Tracking the desert’s edge with a Pleistocene relict

Plants, far from their core area of distribution, are often found isolated on various mountain peaks. In addition to the Sky Islands of the southwestern U.S. and northwestern Mexico, a series of 900–1200 m desert peaks surrounded by arid lowlands also have temperate affiliated species at their summits.

Photo credit: BTW

When we went to the summit of Isla Tiburón, we found a surprising population of a species previously known far to the north. But there was the crucifixion thorn, Canotia holacantha, over 200 kilometers to the south of the next nearest populations.

The presence of this and several other disjunct long-lived plant taxa on Isla Tiburón suggested a more southerly extent of Ice Age woodlands than previously understood. We investigated the phylogeography of this desert edge crucifixion thorn to see if indeed its presence on the largest island in Mexico represents remnants of Pleistocene woodlands rather than recent dispersal events.

Results suggest that a Canotia common ancestor occurred on the landscape, which underwent a population contraction ca. 15 kya. The Isla Tiburón population and the Chihuahuan Desert microendemic C. wendtii have the greatest genetic differentiation, are sister to one another, and basal to all other Canotia populations.
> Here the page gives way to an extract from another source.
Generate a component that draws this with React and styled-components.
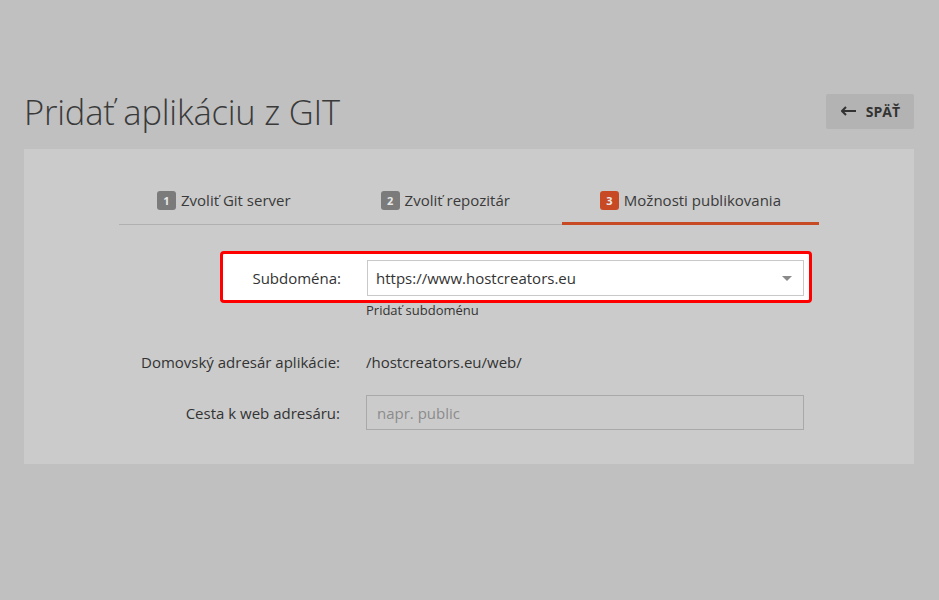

Three haplotypes within C. holacantha were recovered, which correspond to regional geography and thus identified as the Arizona, Sonora, and Tiburón haplotypes. These results indicate a once broad distribution of Canotia, now present in relict populations on the fringes of the southern desert, in the Chihuahuan Desert, with scattered populations on desert peaks, and a common or abundant distribution at the northern boundary of the Sonoran Desert. These results suggest Canotia has tracked the shift of the desert’s edge both in latitude and elevation since the end of the last Ice Age.